Showtime announces pickups, renewals, cancellations: As expected, Showtime, Viacom’s premium cable network, has renewed “Soul Food” and “Resurrection Blvd.,” two critically praised original dramas, and picked up “Street Time,” a gritty drama set in the world of parole officers and ex-convicts.
The “Soul” and “Resurrection” renewals are for 40 episodes and 15 episodes, respectively, while “Street Time,” starring Rob Morrow (‘Northern Exposure”) as a former drug smuggler on parole after serving five years in prison, has a 20-episode first-season order.
Cancellation notices also went out to “Going to California” and “Leap Years,” two first-year series that didn’t make the renewal cut.

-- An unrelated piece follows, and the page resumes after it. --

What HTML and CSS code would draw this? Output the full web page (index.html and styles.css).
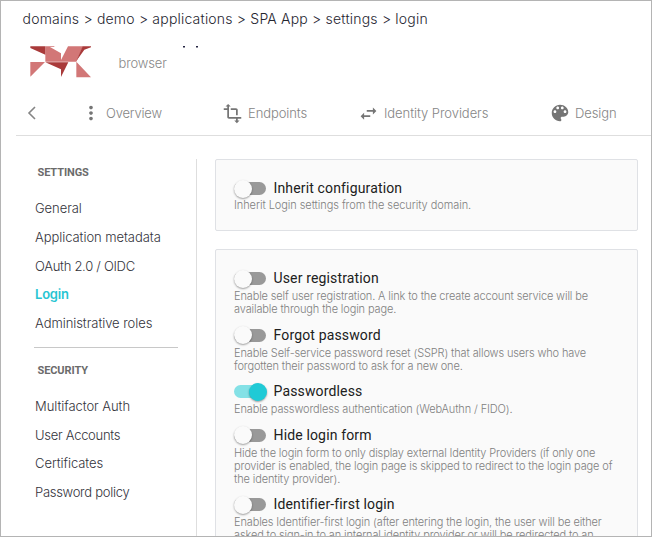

“Street Time” is from Columbia TriStar Domestic Television. “Soul Food” is an Edmonds Entertainment and State Street Pictures production in association with Paramount Network Television. “Resu
rrection Blvd.” is produced by Viacom Productions.
Television Bureau of Advertising to move conference to NYC: The Television Bureau of Advertising is moving its annual marketing conference from Las Vegas to New York City. The TVB is expected to announce the move at a press conference Monday that will be attended by New York City Mayor Rudolph Giuliani.
The past 10 TVB conferences have been held in conjunction with the annual National Association of Broadcasters convention. The 2002 conference will be held instead in conjunction with the New York Auto Show. The move is a testament to the importance of the automotive category to local TV advertising revenues. It is also both a signal of post-Sept. 11 support for New York City and a way to maximize attendance at the conference by New York-based advertising agency executives who may not want to travel if current circumstances persist.
“New York City is the center of America’s advertising and media communities,” said TVB President Chris Rohrs. “The chance to partner with the New York Auto Show made our decision irresistible. … There is no more important category to television stations than automotive.” The TVB estimates that about 500 broadcasting executives will attend the conference, which will be held March 26 at the Jacob Javits Convention Center.